The side panels utilise thumbscrews and are hinged at the front of the case, which makes getting them on and off even simpler. Removing them, it's apparent just how solid and well constructed they are, as they have a significant weight to them and little flex. Each of them is lined with noise deadening material that's again firmly fixed. The front panel will also come off with a tug, but chances are this won't be necessary as you can access everything you need to just by opening the front door.
Click to enlarge - The roomy interior has a redesigned layout
While the case's exterior is near identical to its predecessor's, the roomy interior has undergone a major redesign, with the biggest change being that it's no longer split into segments. This has apparently been done so as to make water-cooling a more viable option than it previously was: a sensible decision for a large chassis. It leaves the XL R2 with a more traditional layout (no bad thing) and once again there's a huge cutout for CPU cooler backplates.
The PSU area has large anti-vibration rubber spikes and foam padding emphasising Fractal's dedication to quiet computing. Fractal (naturally) recommends its own Newton R3 series of PSUs to complement the Define XL R2, as they are cooled semi-passively and designed to operate with low noise levels, although in our experience the majority of PSUs these days are pretty quiet anyway.
Click to enlarge - The top drive cage can be rotated and the PSU area is designed to soften vibrations
Optical drives slide in from the front and screw into place, an installation procedure we've never really had an issue with. The internal drive bay count has been reduced from ten to eight and divided into two cages of four, the top one of which can be removed entirely or rotated so that it better lines up with airflow from the front fan. Each bay uses a white slide out tray (complete with rubber anti-vibration pads for HDDs), which lock into place securely and can be screwed in too if desired.

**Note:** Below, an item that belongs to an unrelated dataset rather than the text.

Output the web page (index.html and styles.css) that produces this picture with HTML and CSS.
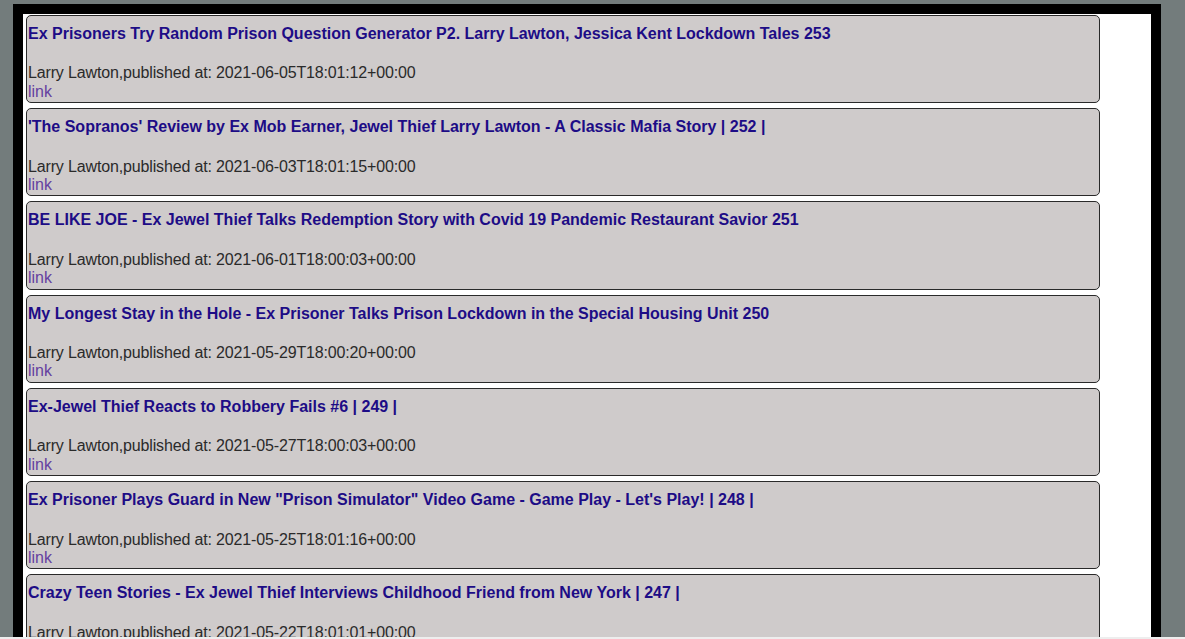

The roof can hold both 240mm and 280mm radiators, but there's only 68mm of height to play with. This limits you to slim radiators with fans on just one side, which is pretty disappointing for a case this size. 240mm set-ups might have a little more room beneath them as they rest slightly further to the side of the motherboard area, but this will depend heavily on the motherboard you're using, and even low profile RAM is likely to interfere. This issue could easily have been avoided with offset mounting holes, so it's hard to overlook; even the stubbier Nanoxia Deep Silence 1 can house a full thickness double radiator with fans in its roof area.
Click to enlarge - Slimline 240mm and 280mm radiators with fans can be fitted in the roof
As well as 120mm radiator support in the lower fan mount and 140mm support in the rear, you can also mount a water-cooling set-up in the front. The lower drive cage can be unscrewed from the chassis and moved closer to the PSU (as pictured below), thus blocking the bottom fan mount but freeing up the front area. Though 280mm radiators are too tall for the front mounts, the 140mm of depth afforded by moving the drive cage as stated means there's easily enough room for a full thickness 240mm radiator with fans on either side.
Click to enlarge - The Define XL R2 supports various hard drive cage arrangements
As for cable management, there are four main routing holes and three smaller ones (one below the motherboard and two above it), and all are covered by firmly attached yet flexible rubber grommets. Wider form factor motherboards will block a lot of these out, however, which would make the task trickier. Extras that are seen in more premium cases like a pre-attached fan controller and an 8-pin EPS extender aren't to be found, but Fractal does do some routing for you. Several zip ties and hooks as well as lots of space behind the motherboard tray mean that tidying cables away is a trouble free task, and we had no issue closing the side panel either.